Unfortunately, there appear to be very, very few books actually on the shelves of bookshops on parliament. Looking around the ‘Politics’ section of Waterstones, I can’t remember seeing a single book on it. There are any number of books on other, important political issues, such as the situation in the Middle East, Islamic radicalism in the UK, analyses of the structure of British politics, the European Union, the global policies towards the Developing World, analyses of race relations and tensions in Britain, and questions of poverty, entrepreneurship and so on, as well as books on various political philosophies and tendencies, like Neo-Liberalism. But no book could I see on parliament, what is and does.

One book on the subject I did manage to find was Kenneth Mackenzie’s The English Parliament (Harmondsworth: Penguin 1951). Subtitled ‘A survey of the historical development of parliament describing how and why it has come to work in the way that it does today’, it does indeed trace the rise and development of the English parliament from its emergence from the feudal grand conseil of the king’s feudal lords during the Middle Ages and its foundation by Simon de Montfort.

It has the following chapters:

1. A Court Becomes a Parliament, with sections on the feudal nature of parliament and the arrival of the House of Commons;

2. The Commons Become Legislators, with sections on the position of the commons, and petition and bill;

3. Liberty from Tyranny, with sections on freedom of speech, freedom from arrest, and the power to commit;

4. Rules, Clerks, Records, with sections on the early history of procedure, clerks and journals, and the publication of proceedings and debates;

5. Consent to Taxation, with sections on the final establishment of the consent of parliament to taxation, and the Commons’ gain of sole control over taxation;

6. The Ministry Becomes Responsible to the Commons, with sections on early attempts to control policy, and ministerial responsibility.

7. The Commons Represent the People, with sections on the early history of representation, the reform of the electoral system, and the party system;

8. The Modernisation of Procedure, with sections on procedural reform, 1800-72, obstruction and disorderly conduct, 1877-88, the pressure of business, and the government takes the time of the House.

10. The Commons Control Expenditure, with sections on the history of the attempt, and the modern system;

11. Parliament Delegates Power to Make Law;

12. The Second Chamber, on the House of Lords, which has sections on its composition, its financial and legislative powers, and its jurisdiction.

There is also a concluding chapter 13, The Secret Garden of the Crown, which assesses it history and considering some of the problems facing the future of parliament.
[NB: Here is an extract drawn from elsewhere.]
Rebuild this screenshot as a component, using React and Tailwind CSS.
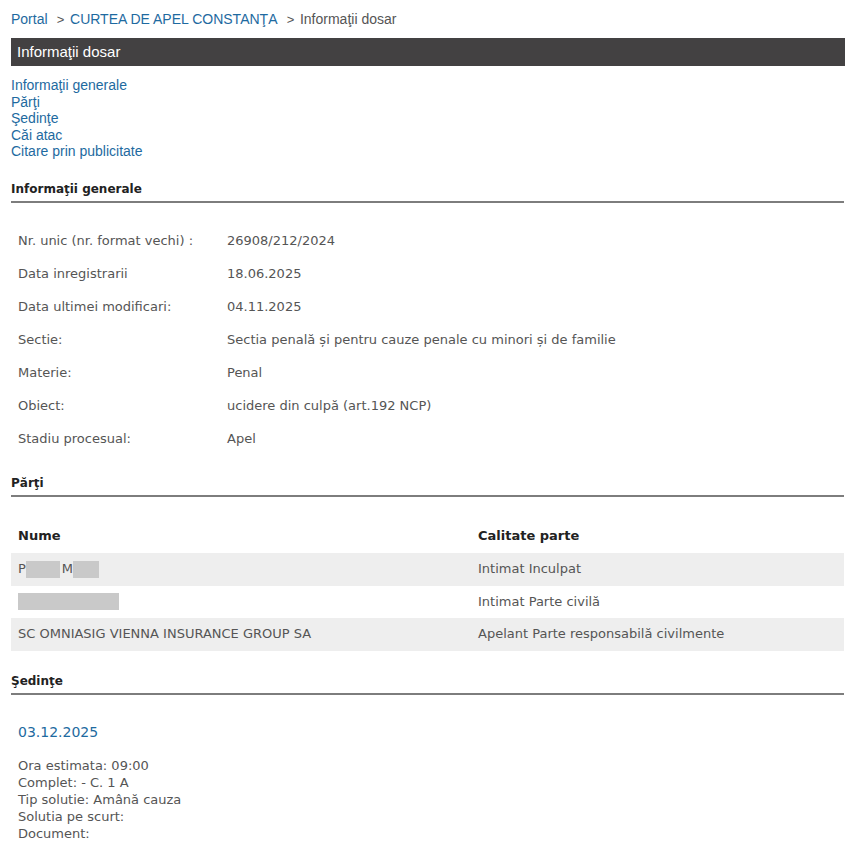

Each chapter is prefaced with a suitable quotation from that age’s leading politicians and constitutional theorists. The two quotes for the first chapter on the origins of parliament give a very good summary of its feudal origins and the role they have played in keeping Britain free from tyranny. The first is by the great 19th century Liberal constitutional historian, Lord Acton. Acton said

The one thing that saved England from the fate of other countries was not her insular position, nor the independent spirit nor the magnanimity of her people – for we have been proud of the despotism we obeyed under the Tudors, and not ashamed of the tyranny we exercised in our dependencies – but only the consistent, uninventive, stupid fidelity to that political system which originally belonged to all the nations that traverse the ordeal of feudalism.

Acton was an ardent advocate of constitutional liberty and an enemy of absolute tyranny. It was Lord Acton who coined the phrase, ‘power corrupts, and absolute power corrupts absolutely’.

The second quote comes from the Anglo-Norman legal writer, Bracton. Bracton was one of the magistrates responsible for founding the British common law tradition, in which law is influenced not just by abstract legislation, but also by custom and precedent. This quote runs

Moreover, the King has over him a court, that is to say the earls and barons; for the earls, as their name (comites) implies, are the companions of the king, and he who has a colleague has a master.

The word ‘comites’, which is translated as ‘earls’ in the above passages, is the origin of the modern English word ‘count’. it comes from the Latin word comes, companion. This became a technical term for a very senior Roman governor, as it stood for someone, who was the companion of the emperor.

That passage shows how, even during the Middle Ages when kings had massive powers and could rule for years without calling parliament, there was nevertheless a feeling that there were constitutional checks to the power of the monarch. Indeed, after John’s defeat by the barons at Runnymede and the issuing of the Magna Carta, there appeared a saying in Norman French. Translated into modern English, this read ‘This is the Commune of England, in which everyone has his own opinion’. ‘Commune’ was the term used in the Middle Ages for a town, which had acquired the freedom to govern itself. It’s a classic summary of English political liberty as it has descended from the Middle Ages. The monarchy has gradually been the subject of even further checks, so that they liberty of people under parliament has grown since the time that was uttered. Unfortunately, the Coalition are doing their level best to undermine it.

The book is very dated, but nevertheless it gives a good introduction to parliament in England. We need more books like this as parliamentary procedure is increasingly attacked under the guise of reform.